Dalla Redazione

Facce di bronzo

Dietro il fallimento dell’Effeccì la sconfitta di Catanzaro, dei suoi politici, dei suoi imprenditori

Che tanti catanzaresi sparsi in tutti Italia si stessero vergognando delle gesta della nostra squadra del cuore è un dato certo. Così come è un dato di fatto che tante altre facce di bronzo, dai dirigenti a tutta la classe politica cittadina, non provino neanche un minimo di vergogna.

Lo sputtanamento mediatico – dovuto al gesto che molto tempo addietro, in occasione del derby di Lamezia, i tifosi consigliarono ai calciatori – ha avuto il suo effetto. Una volta sui media si parlava del Catanzaro per le gesta calcistiche. Di come una piccola città di provincia poteva confrontarsi con le grandi potenze del nord. Oggi si parla invece di una piccola città di provincia che, attraverso le sue istituzioni, ha commissariato di fatto la squadra di calcio, rimediando figuracce settimanali.

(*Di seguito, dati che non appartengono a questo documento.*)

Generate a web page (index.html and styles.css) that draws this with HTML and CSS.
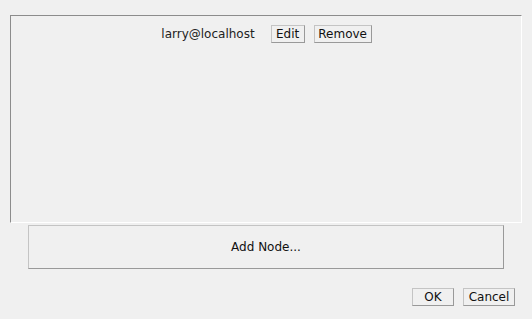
FILE: index.html
```html
<!DOCTYPE html>
<html lang="en">
<head>
    <meta charset="UTF-8">
    <title>Nodes</title>
    <link rel="stylesheet" href="styles.css">
</head>
<body>
    <!-- Список вузлів -->
    <div class="node-panel">
        <div class="node-row">
            <span class="node-name">larry@localhost</span>
            <button class="btn btn-edit">Edit</button>
            <button class="btn btn-remove">Remove</button>
        </div>
    </div>

    <button class="btn add-node">Add Node...</button>

    <div class="dialog-buttons">
        <button class="btn btn-ok">OK</button>
        <button class="btn btn-cancel">Cancel</button>
    </div>
</body>
</html>
```

FILE: styles.css
```css
body {
    font-family: "DejaVu Sans", sans-serif;
    font-size: 12px;
    color: #222;
    background-color: #f0f0f0;
    margin: 0;
    width: 532px;
    height: 319px;
    overflow: hidden;
}
.node-panel {
    box-sizing: border-box;
    margin: 15px 0 0 10px;
    width: 512px;
    height: 208px;
    border-top: 1px solid #8c8c8c;
    border-left: 1px solid #8c8c8c;
    border-right: 1px solid #fff;
    border-bottom: 1px solid #fff;
}
.node-row {
    display: flex;
    justify-content: center;
    align-items: center;
    padding-top: 9px;
    padding-left: 1px;
}
.node-name {
    margin-right: 16px;
}
.btn {
    box-sizing: border-box;
    font-family: "DejaVu Sans", sans-serif;
    font-size: 12px;
    color: #111;
    background-color: #f0f0f0;
    border-top: 1px solid #c4c4c4;
    border-left: 1px solid #c4c4c4;
    border-right: 1px solid #999;
    border-bottom: 1px solid #999;
    height: 18px;
    padding: 0;
    margin: 0;
    line-height: 16px;
}
.btn-edit {
    width: 34px;
}
.btn-remove {
    width: 58px;
    margin-left: 9px;
}
.add-node {
    display: block;
    margin: 2px 0 0 28px;
    width: 476px;
    height: 44px;
    font-size: 12px;
}
.dialog-buttons {
    display: flex;
    justify-content: flex-end;
    gap: 9px;
    margin: 19px 17px 0 0;
}
.btn-ok {
    width: 42px;
}
.btn-cancel {
    width: 52px;
}
```
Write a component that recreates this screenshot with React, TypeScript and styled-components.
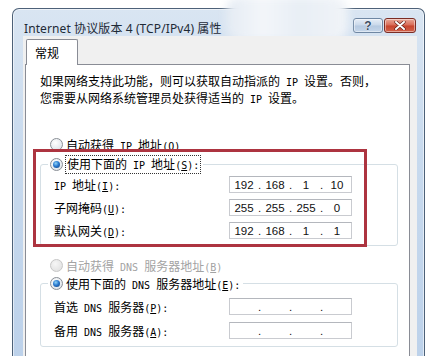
import React from "react";
import styled, { createGlobalStyle } from "styled-components";

const Global = createGlobalStyle`
  html, body { margin: 0; padding: 0; background: #ffffff; }
  body { font-family: "Noto Sans CJK SC", "Noto Sans", sans-serif; overflow: hidden; }
`;

const Stage = styled.div`
  position: relative;
  width: 433px;
  height: 356px;
  overflow: hidden;
  padding-top: 8px;
  padding-left: 12px;
  box-sizing: border-box;
`;

const Window = styled.div`
  position: relative;
  width: 413px;
  height: 360px;
  box-sizing: border-box;
  border: 1px solid #4d6178;
  border-bottom: none;
  border-radius: 7px 7px 0 0;
  background: linear-gradient(180deg, #d9e5f2 0%, #c8daee 40%, #bcd1ea 100%);
  display: flex;
  flex-direction: column;
  box-shadow: inset 0 0 0 1px rgba(255, 255, 255, 0.55);
`;

const TitleBar = styled.div`
  height: 27px;
  display: flex;
  align-items: center;
  padding-left: 11px;
  padding-right: 8px;
  flex: none;
`;

const Title = styled.div`
  flex: 1;
  font-family: "Noto Sans", "Noto Sans CJK SC", sans-serif;
  font-size: 12px;
  color: #1e2a36;
  margin-top: 10px;
  letter-spacing: 0.1px;
  position: relative;
  z-index: 1;
`;

const Blur = styled.div`
  position: absolute;
  left: 213px;
  top: -12px;
  width: 122px;
  height: 44px;
  border-radius: 14px;
  background: linear-gradient(90deg, #e4ebf3 0%, #f3f6fa 30%, #e8eef5 60%, #f1f4f8 100%);
  filter: blur(4px);
  pointer-events: none;
  z-index: 2;
`;

const Buttons = styled.div`
  display: flex;
  gap: 1px;
  align-self: flex-start;
  margin-top: 9px;
`;

const CapButton = styled.div<{ $close?: boolean }>`
  width: ${(p) => (p.$close ? 32 : 30)}px;
  height: 15px;
  box-sizing: border-box;
  border-radius: 3px;
  border: 1px solid ${(p) => (p.$close ? "#7b2d25" : "#6f87a3")};
  background: ${(p) =>
    p.$close
      ? "linear-gradient(180deg, #e9a898 0%, #d86a55 48%, #c7442d 52%, #d2624a 100%)"
      : "linear-gradient(180deg, #e6eef7 0%, #c9d8ea 48%, #b5c9e0 52%, #c5d6ea 100%)"};
  display: flex;
  align-items: center;
  justify-content: center;
  box-shadow: inset 0 0 0 1px rgba(255, 255, 255, 0.45);
`;

const Help = styled.span`
  font-family: "Liberation Sans", sans-serif;
  font-weight: bold;
  font-size: 12px;
  line-height: 12px;
  color: #3b4d63;
  text-shadow: 0 0 1px #fff, 0 0 1px #fff;
`;

const Client = styled.div`
  flex: 1;
  margin: 0 7px 0 10px;
  background: #f0f0f0;
  padding-top: 3px;
  display: flex;
  flex-direction: column;
  position: relative;
  z-index: 3;
`;

const TabStrip = styled.div`
  display: flex;
  padding-left: 3px;
  position: relative;
  z-index: 1;
`;

const Tab = styled.div`
  width: 52px;
  height: 26px;
  box-sizing: border-box;
  border: 1px solid #898c95;
  border-bottom: none;
  background: #ffffff;
  font-size: 12px;
  color: #000;
  padding-left: 8px;
  display: flex;
  align-items: center;
  border-radius: 2px 2px 0 0;
`;

const Page = styled.div`
  position: relative;
  flex: 1;
  margin: -1px 7px 0 2px;
  border: 1px solid #898c95;
  border-bottom: none;
  background: #ffffff;
  display: flex;
  flex-direction: column;
  font-size: 12px;
  color: #000;
`;

const Para = styled.p`
  margin: 8px 0 0 14px;
  line-height: 15px;
  font-size: 12px;
`;

const L = styled.span`
  font-family: "DejaVu Sans Mono", "Liberation Mono", monospace;
  font-size: 10px;
`;

const RadioRow = styled.div<{ $disabled?: boolean; $mt: number }>`
  display: flex;
  align-items: center;
  height: 16px;
  margin-top: ${(p) => p.$mt}px;
  padding-left: 24px;
  gap: 3px;
  color: ${(p) => (p.$disabled ? "#a3a3a3" : "#000")};
  white-space: nowrap;
`;

const Radio = styled.span<{ $checked?: boolean; $disabled?: boolean }>`
  width: 13px;
  height: 13px;
  box-sizing: border-box;
  border-radius: 50%;
  border: 1px solid ${(p) => (p.$disabled ? "#c6c6c6" : "#8a8f96")};
  background: ${(p) =>
    p.$disabled
      ? "radial-gradient(circle at 40% 35%, #f6f6f6, #dcdcdc)"
      : "radial-gradient(circle at 40% 35%, #ffffff, #d6dde5)"};
  display: flex;
  align-items: center;
  justify-content: center;
  flex: none;
  &::after {
    content: "";
    display: ${(p) => (p.$checked ? "block" : "none")};
    width: 7px;
    height: 7px;
    border-radius: 50%;
    background: radial-gradient(circle at 40% 35%, #8fd3f7 0%, #2a7ad0 45%, #0d3d7a 100%);
  }
`;

const Focus = styled.span`
  outline: 1px dotted #333;
  padding: 0 1px;
  line-height: 15px;
`;

const Group = styled.fieldset<{ $mt: number; $pt: number; $pb: number; $gap: number }>`
  margin: ${(p) => p.$mt}px 0 0 14px;
  width: 358px;
  box-sizing: border-box;
  border: 1px solid #d5dfe5;
  border-radius: 3px;
  padding: ${(p) => p.$pt}px 0 ${(p) => p.$pb}px 13px;
  display: flex;
  flex-direction: column;
  gap: ${(p) => p.$gap}px;
  min-width: 0;
`;

const Legend = styled.legend`
  margin-left: -6px;
  padding: 0 3px 0 2px;
  height: 16px;
  display: flex;
  align-items: center;
  gap: 3px;
  white-space: nowrap;
`;

const FieldRow = styled.div`
  display: grid;
  grid-template-columns: 175px 123px;
  align-items: center;
  height: 17px;
`;

const Label = styled.span`
  white-space: nowrap;
`;

const U = styled.span`
  text-decoration: underline;
  text-underline-offset: 1px;
`;

const IpBox = styled.div`
  height: 17px;
  box-sizing: border-box;
  border: 1px solid #c9cbd0;
  border-top-color: #b4b7bd;
  background: #fff;
  display: flex;
  align-items: center;
  padding-left: 2px;
  font-family: "Liberation Sans", sans-serif;
  font-size: 11.5px;
  color: #111;
`;

const Seg = styled.span`
  width: 24px;
  text-align: center;
`;

const Dot = styled.span`
  width: 7px;
  text-align: center;
`;

const RedBox = styled.div`
  position: absolute;
  left: 7px;
  top: 84px;
  width: 334px;
  height: 98px;
  box-sizing: border-box;
  border: 3px solid #ad3440;
  pointer-events: none;
`;

function Ip({ parts }: { parts: string[] }) {
  return (
    <IpBox>
      {parts.map((p, i) => (
        <React.Fragment key={i}>
          {i > 0 && <Dot>.</Dot>}
          <Seg>{p}</Seg>
        </React.Fragment>
      ))}
    </IpBox>
  );
}

function Key({ k, colon }: { k: string; colon?: boolean }) {
  return (
    <L>
      (<U>{k}</U>){colon ? ":" : ""}
    </L>
  );
}

export default function App() {
  return (
    <>
      <Global />
      <Stage>
        <Window>
          <TitleBar>
            <Title>Internet 协议版本 4 (TCP/IPv4) 属性</Title>
            <Buttons>
              <CapButton>
                <Help>?</Help>
              </CapButton>
              <CapButton $close>
                <svg width="12" height="9" viewBox="0 0 12 9">
                  <path d="M2 1 L10 8 M10 1 L2 8" stroke="#5a1a12" strokeWidth="3.2" strokeLinecap="round" />
                  <path d="M2 1 L10 8 M10 1 L2 8" stroke="#ffffff" strokeWidth="2" strokeLinecap="round" />
                </svg>
              </CapButton>
            </Buttons>
          </TitleBar>
          <Blur />
          <Client>
            <TabStrip>
              <Tab>常规</Tab>
            </TabStrip>
            <Page>
              <Para>
                如果网络支持此功能，则可以获取自动指派的<L> IP </L>设置。否则，
                <br />
                您需要从网络系统管理员处获得适当的<L> IP </L>设置。
              </Para>
              <RadioRow $mt={29}>
                <Radio />
                <span>
                  自动获得<L> IP </L>地址<Key k="O" />
                </span>
              </RadioRow>
              <Group $mt={4} $pt={4} $pb={6} $gap={6}>
                <Legend>
                  <Radio $checked />
                  <Focus>
                    使用下面的<L> IP </L>地址<Key k="S" colon />
                  </Focus>
                </Legend>
                <FieldRow>
                  <Label>
                    <L>IP </L>地址<Key k="I" colon />
                  </Label>
                  <Ip parts={["192", "168", "1", "10"]} />
                </FieldRow>
                <FieldRow>
                  <Label>
                    子网掩码<Key k="U" colon />
                  </Label>
                  <Ip parts={["255", "255", "255", "0"]} />
                </FieldRow>
                <FieldRow>
                  <Label>
                    默认网关<Key k="D" colon />
                  </Label>
                  <Ip parts={["192", "168", "1", "1"]} />
                </FieldRow>
              </Group>
              <RadioRow $mt={11} $disabled>
                <Radio $disabled />
                <span>
                  自动获得<L> DNS </L>服务器地址<Key k="B" />
                </span>
              </RadioRow>
              <Group $mt={2} $pt={7} $pb={7} $gap={7}>
                <Legend>
                  <Radio $checked />
                  <span>
                    使用下面的<L> DNS </L>服务器地址<Key k="E" colon />
                  </span>
                </Legend>
                <FieldRow>
                  <Label>
                    首选<L> DNS </L>服务器<Key k="P" colon />
                  </Label>
                  <Ip parts={["", "", "", ""]} />
                </FieldRow>
                <FieldRow>
                  <Label>
                    备用<L> DNS </L>服务器<Key k="A" colon />
                  </Label>
                  <Ip parts={["", "", "", ""]} />
                </FieldRow>
              </Group>
              <RedBox />
            </Page>
          </Client>
        </Window>
      </Stage>
    </>
  );
}
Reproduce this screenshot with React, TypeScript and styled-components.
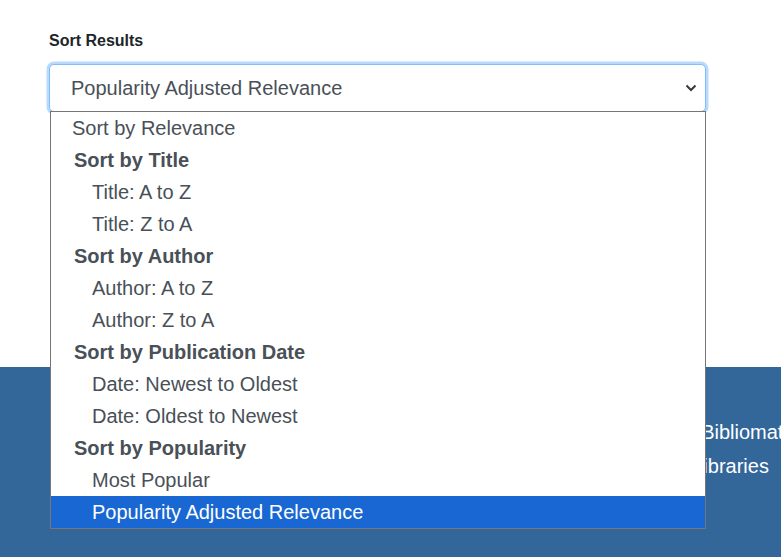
import styled, { createGlobalStyle } from 'styled-components';

const GlobalStyle = createGlobalStyle`
  html, body {
    margin: 0;
    padding: 0;
    background: #ffffff;
    font-family: "Liberation Sans", Arial, sans-serif;
  }
`;

type Option = { label: string; selected?: boolean };
type Group = { label?: string; options: Option[] };

const groups: Group[] = [
  { options: [{ label: 'Sort by Relevance' }] },
  { label: 'Sort by Title', options: [{ label: 'Title: A to Z' }, { label: 'Title: Z to A' }] },
  { label: 'Sort by Author', options: [{ label: 'Author: A to Z' }, { label: 'Author: Z to A' }] },
  {
    label: 'Sort by Publication Date',
    options: [{ label: 'Date: Newest to Oldest' }, { label: 'Date: Oldest to Newest' }],
  },
  {
    label: 'Sort by Popularity',
    options: [{ label: 'Most Popular' }, { label: 'Popularity Adjusted Relevance', selected: true }],
  },
];

const App = () => {
  return (
    <>
      <GlobalStyle />
      <Page>
        <Content>
          <Label>Sort Results</Label>
          <SelectWrap>
            <SelectBox>
              <SelectValue>Popularity Adjusted Relevance</SelectValue>
              <Chevron width="12" height="8" viewBox="0 0 12 8">
                <path d="M1.5 1.5 L6 6 L10.5 1.5" fill="none" stroke="#343a40" strokeWidth="2" />
              </Chevron>
            </SelectBox>
            <List>
              {groups.map((g, gi) => (
                <div key={gi}>
                  {g.label && <GroupLabel>{g.label}</GroupLabel>}
                  {g.options.map((o) => (
                    <Item key={o.label} $nested={!!g.label} $selected={!!o.selected}>
                      {o.label}
                    </Item>
                  ))}
                </div>
              ))}
            </List>
          </SelectWrap>
        </Content>
        <Footer>
          <FooterLine $indent={590}>Powered by Bibliomation</FooterLine>
          <FooterLine $indent={620}>Member libraries</FooterLine>
        </Footer>
      </Page>
    </>
  );
};

export default App;

const Page = styled.div`
  width: 781px;
  height: 557px;
  overflow: hidden;
  display: flex;
  flex-direction: column;
`;

const Content = styled.div`
  height: 367px;
  box-sizing: border-box;
  padding: 29px 0 0 49px;
  position: relative;
  z-index: 2;
`;

const Label = styled.div`
  font-size: 16px;
  line-height: 24px;
  font-weight: bold;
  color: #212529;
  margin-bottom: 11px;
`;

const SelectWrap = styled.div`
  position: relative;
  width: 657px;
`;

const SelectBox = styled.div`
  height: 48px;
  box-sizing: border-box;
  border: 1px solid #80bdff;
  border-radius: 5px;
  box-shadow: 0 0 0 2.5px #b9d9fd;
  display: flex;
  align-items: center;
  justify-content: space-between;
  padding: 0 8px 0 21px;
  background: #fff;
`;

const SelectValue = styled.span`
  font-size: 20px;
  color: #495057;
`;

const Chevron = styled.svg`
  display: block;
`;

const List = styled.div`
  position: absolute;
  top: 47px;
  left: 1px;
  width: 656px;
  box-sizing: border-box;
  border: 1px solid #767676;
  background: #fff;
`;

const GroupLabel = styled.div`
  height: 32px;
  line-height: 32px;
  padding-left: 23px;
  font-size: 20px;
  font-weight: bold;
  color: #495057;
`;

const Item = styled.div<{ $nested: boolean; $selected: boolean }>`
  height: 32px;
  line-height: 32px;
  padding-left: ${(p) => (p.$nested ? '41px' : '21px')};
  font-size: 20px;
  color: ${(p) => (p.$selected ? '#ffffff' : '#495057')};
  background: ${(p) => (p.$selected ? '#1967d2' : 'transparent')};
`;

const Footer = styled.div`
  flex: 1;
  background: #336699;
  padding-top: 48px;
  display: flex;
  flex-direction: column;
  overflow: hidden;
`;

const FooterLine = styled.div<{ $indent: number }>`
  padding-left: ${(p) => p.$indent}px;
  font-size: 20px;
  line-height: 34px;
  color: #ffffff;
  white-space: nowrap;
`;
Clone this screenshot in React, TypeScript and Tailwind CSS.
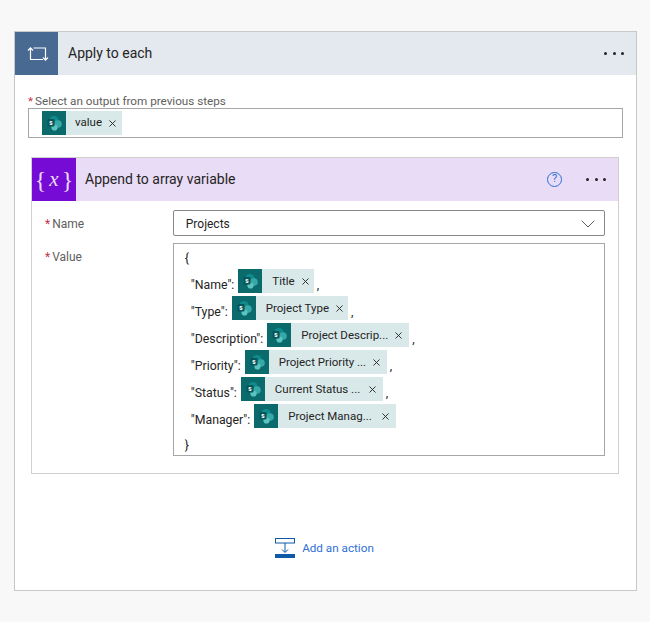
import { X, ChevronDown } from "lucide-react";

function SpIcon() {
  return (
    <span className="flex h-6 w-6 shrink-0 items-center justify-center bg-[#0b6a6c]">
      <svg width="18" height="18" viewBox="0 0 18 18">
        <circle cx="9" cy="6.5" r="4.6" fill="#0f8a8d" />
        <circle cx="13" cy="10" r="3.8" fill="#35a8a8" />
        <circle cx="9.5" cy="13.5" r="3.1" fill="#5cc4c0" />
        <rect x="2.5" y="5" width="7" height="7.5" rx="1" fill="#07565a" />
        <text x="6" y="11" textAnchor="middle" fontSize="6.5" fontWeight="700" fill="#ffffff" fontFamily="Roboto, sans-serif">s</text>
      </svg>
    </span>
  );
}

function Chip({ label, wide }: { label: string; wide?: boolean }) {
  return (
    <span className={`inline-flex h-6 items-center whitespace-nowrap bg-[#d9e9ea] text-[11.5px] text-[#252423] ${wide ? "w-[142px]" : ""}`}>
      <SpIcon />
      <span className={`flex flex-1 items-center justify-between gap-[5px] pl-[10px] ${wide ? "pr-[5px]" : "pr-[3px]"}`}>
        <span className="pt-[2px]">{label}</span>
        <X size={11} strokeWidth={2} className="shrink-0 text-[#252423]" />
      </span>
    </span>
  );
}

function Dots() {
  return (
    <span className="flex items-center gap-[5.5px]">
      <span className="h-[3px] w-[3px] rounded-full bg-[#252423]" />
      <span className="h-[3px] w-[3px] rounded-full bg-[#252423]" />
      <span className="h-[3px] w-[3px] rounded-full bg-[#252423]" />
    </span>
  );
}

const rows = [
  { key: "Name", label: "Title", comma: true, wide: false },
  { key: "Type", label: "Project Type", comma: true, wide: false },
  { key: "Description", label: "Project Descrip...", comma: true, wide: true },
  { key: "Priority", label: "Project Priority ...", comma: true, wide: true },
  { key: "Status", label: "Current Status ...", comma: true, wide: true },
  { key: "Manager", label: "Project Manag...", comma: false, wide: true },
];

export default function App() {
  return (
    <div className="h-[622px] w-[650px] bg-[#f8f8f8] px-[14px] pt-[31px] font-['Roboto',sans-serif] text-[#252423]">
      <div className="h-[560px] w-[623px] border border-[#c8c8c8] bg-white">
        <div className="flex h-[43px] items-center bg-[#e4e8ef] pr-[12px]">
          <div className="flex h-[43px] w-[43px] items-center justify-center bg-[#486991] pl-[2px]">
            <svg width="22" height="16" viewBox="0 0 22 16" fill="none" stroke="#ffffff" strokeWidth="1.2">
              <path d="M3.5 2V13.5H16" />
              <path d="M1 4.5 3.5 1.8 6 4.5" />
              <path d="M6.5 2H18.5V14" />
              <path d="M16 11.5 18.5 14.2 21 11.5" />
            </svg>
          </div>
          <span className="ml-[10px] flex-1 text-[14px]">Apply to each</span>
          <Dots />
        </div>

        <div className="px-[13px] pt-[20px]">
          <div className="h-[13px] text-[11.7px] leading-[13px] text-[#605e5c]">
            <span className="mr-[2px] text-[#c4314b]">*</span>Select an output from previous steps
          </div>
          <div className="flex h-[30px] items-center border border-[#a6a6a6] pl-[13px]">
            <span className="inline-flex h-6 items-center bg-[#d9e9ea] text-[11.5px]">
              <SpIcon />
              <span className="flex items-center gap-[5px] pl-[9px] pr-[4px]">
                value
                <X size={11} strokeWidth={2} />
              </span>
            </span>
          </div>
        </div>

        <div className="ml-[16px] mt-[19px] h-[317px] w-[588px] border border-[#d2d0ce]">
          <div className="flex h-[43px] items-center bg-[#e9dcf7] pr-[12px]">
            <div className="flex h-[43px] w-[44px] items-center justify-center gap-[3px] bg-[#770bd6] font-['Liberation_Serif',serif] text-[24px] text-[#e9dcf7]">
              <span>{"{"}</span>
              <span className="text-[21px] italic">x</span>
              <span>{"}"}</span>
            </div>
            <span className="ml-[9px] flex-1 text-[14px]">Append to array variable</span>
            <span className="mr-[24px] flex h-[15px] w-[15px] items-center justify-center rounded-full border border-[#2f6fd6] text-[11px] text-[#2f6fd6]">?</span>
            <Dots />
          </div>

          <div className="px-[13px] pt-[9px]">
            <div className="flex">
              <div className="w-[128px] pt-[5px] text-[12px] text-[#605e5c]">
                <span className="mr-[2px] text-[#c4314b]">*</span>Name
              </div>
              <div className="flex h-[26px] w-[433px] items-center justify-between rounded-[2px] border border-[#8a8886] pl-[12px] pr-[4px] pt-[2px] text-[12px]">
                Projects
                <ChevronDown size={24} strokeWidth={1} className="text-[#605e5c]" />
              </div>
            </div>

            <div className="mt-[7px] flex">
              <div className="w-[128px] pt-[5px] text-[12px] text-[#605e5c]">
                <span className="mr-[2px] text-[#c4314b]">*</span>Value
              </div>
              <div className="h-[213px] w-[433px] border border-[#a6a6a6] pl-[11px] pt-[6px] text-[12.3px]">
                <div className="h-[19px] leading-[17px]">{"{"}</div>
                <div className="flex flex-col gap-[3px] pl-[6px]">
                  {rows.map((r) => (
                    <div key={r.key} className="flex h-6 items-start whitespace-nowrap">
                      <span className="pt-[8px] leading-[17px]">"{r.key}":</span>
                      <span className="ml-[4px]">
                        <Chip label={r.label} wide={r.wide} />
                      </span>
                      {r.comma && <span className="ml-[3px] pt-[8px] leading-[17px]">,</span>}
                    </div>
                  ))}
                </div>
                <div className="mt-[9px] leading-[17px]">{"}"}</div>
              </div>
            </div>
          </div>
        </div>

        <div className="mt-[64px] flex items-center justify-center gap-[7px] pr-[2px]">
          <svg width="20" height="20" viewBox="0 0 20 20" fill="none">
            <rect x="0.5" y="0.5" width="19" height="4.5" fill="#ffffff" stroke="#0f5aa6" />
            <path d="M10 5V14M7 11.5 10 14.5 13 11.5" stroke="#0f5aa6" />
            <rect x="0" y="16" width="20" height="4" fill="#0f5aa6" />
          </svg>
          <span className="pt-[1px] text-[11.7px] text-[#2f6fd6]">Add an action</span>
        </div>
      </div>
    </div>
  );
}
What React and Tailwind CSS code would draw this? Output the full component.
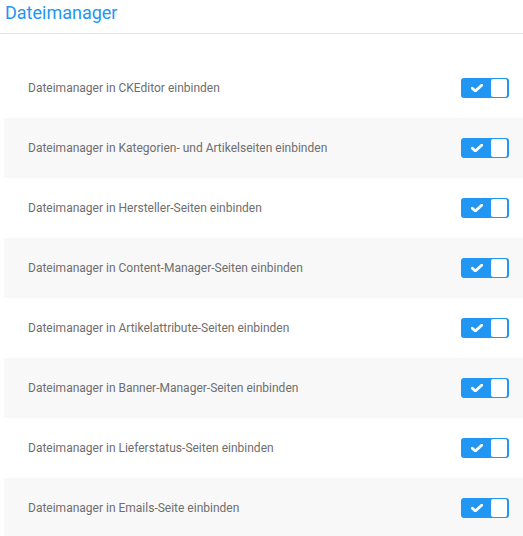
import React from "react";

const items = [
  "Dateimanager in CKEditor einbinden",
  "Dateimanager in Kategorien- und Artikelseiten einbinden",
  "Dateimanager in Hersteller-Seiten einbinden",
  "Dateimanager in Content-Manager-Seiten einbinden",
  "Dateimanager in Artikelattribute-Seiten einbinden",
  "Dateimanager in Banner-Manager-Seiten einbinden",
  "Dateimanager in Lieferstatus-Seiten einbinden",
  "Dateimanager in Emails-Seite einbinden",
];

function Toggle() {
  return (
    <div className="w-[48px] h-[20px] rounded-[3px] bg-[#2196f3] flex items-center pl-[10px] pr-[2px] justify-between">
      <svg width="12" height="8" viewBox="0 0 12 8" className="block">
        <path d="M1.3 4.3 L4.3 7 L10.7 1.2" fill="none" stroke="#ffffff" strokeWidth="2.8" strokeLinecap="round" strokeLinejoin="round" />
      </svg>
      <div className="w-[16px] h-[18px] bg-white rounded-[2px]" />
    </div>
  );
}

export default function App() {
  return (
    <div className="w-[523px] h-[536px] bg-white overflow-hidden" style={{ fontFamily: "Roboto, 'Liberation Sans', sans-serif" }}>
      <div className="h-[34px] border-b border-[#e3e3e3] pl-[5px]">
        <div className="text-[18px] leading-[26px] text-[#2196f3]">Dateimanager</div>
      </div>
      <div className="pt-[24px] pl-[4px]">
        {items.map((t, i) => (
          <div key={i} className={`h-[60px] flex items-center justify-between pl-[24px] pr-[14px] ${i % 2 === 1 ? "bg-[#f8f8f8]" : "bg-white"}`}>
            <span className="text-[12px] text-[#6e6e6e]">{t}</span>
            <Toggle />
          </div>
        ))}
      </div>
    </div>
  );
}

Il logo “Città di Catanzaro” sulle magliette dell’Effeccì, che secondo gli esperti di marketing e comunicazione di Palazzo de Nobili doveva servire per rilanciare l’immagine della città, è cosa inutile, anzi dannosa. L’elenco delle inefficienze è infinito. Lo abbiamo scritto e detto tante volte. Non sappiamo più cosa aggiungere. Lo hanno detto anche i tifosi, i singoli o quelli organizzati, ma a poco è servito. Come se nulla fosse, le facce di bronzo (a quelle di Riace neanche li vedono) imperterrite continuano nella loro opera.

Gli pseudo-dirigenti, che pascolano nell’atrio di quello che fu il tempio del calcio in Calabria, passano il loro tempo fra discussioni d’alta finanza, tra bilanci e ricapitalizzazioni, tra cessione di quote e opzioni come se nulla fosse. Dall’altra sponda rispondono i “tavolari”. Tutti quei politici che hanno gestito il “rilancio” del calcio a Catanzaro, chiedono il consenso in piazza e sui media magnificando governi nazionali (grazie per averci dato Marzeglia!), metropolitane e parcheggi perennemente in allestimento, mega feste e sagre, concerti d’autunno, sondaggi di gradimento, classifiche di qualità della vita e soprattutto “gaviti e tombini”.

Questa è Catanzaro e questi hanno ridotto così il calcio a Catanzaro.

Adesso si dovrebbe parlare di futuro, ma com’è possibile farlo se chi è stato demandato da cittadini anziché remare verso un’unica direzione, vira per “trombare” l’altro? Ripercorrendo i mesi delle “tavolate”, è chiaro che chi si è esposto di più, di qualsiasi colore politico, è stato lasciato solo in balia della tempesta anche da esponenti dello stesso schieramento. Eppure la città è un bene comune e anche il Catanzaro, che ha coinvolto nel corso degli anni “patrizi e plebei” a fianco sulle gradinate del “Ceravolo” o in giro per gli stadi d’Italia.

Era un bene comune, poi è arrivato il tempo delle passerelle. Come non ricordare i cappellini allo stadio, anni addietro, in campagna elettorale; i convegni sul calcio nel periodo vincente; i dibattiti politici sul Catanzaro degli anni d’oro; le interviste tecniche del lunedì sulle pagine dei giornali a politici e imprenditori; i cartelloni pubblicitari del gotha della classe imprenditoriale della città. Adesso che il Catanzaro è morto non serve più parlarne e fare qualcosa. Ormai le nostre conquiste sono state ottenute: cosa volete che ci interessi più una palla che rotola e che coinvolge ventimila persone se queste poi ci votano o acquistano i nostri prodotti lo stesso?

Eppure adesso, rispetto a due mesi orsono, qualcosa è cambiato. C’è un bilancio approvato (almeno così dicono) c’è una rinuncia di “crediti” dei soci (almeno così dicono), ma c’è di mezzo soprattutto la professionalità di un notaio. Proprio questo dovrebbe servire a dissipare ogni dubbio a politici e imprenditori che nelle loro importanti questioni camminano di pari passo. Basti pensare alle sedute del consiglio comunale con approvazioni ad hoc di un solo punto all’ordine del giorno, poi tutti a casa alè.

Sia chiaro, non stiamo dicendo che bisogna omaggiare gli pseudo-dirigenti di cui sopra, ma almeno adesso c’è una parvenza sui conti. Dite sì o no. Non fatelo per noi, fatelo per voi, politici e imprenditori, perché fuori dal Sansinato la vostra immagine è rapportata a quel logo che sta marcendo sulle magliette della squadra di calcio. 

Altrimenti ditecelo chiaramente che ci adegueremo a stampatori e virtual.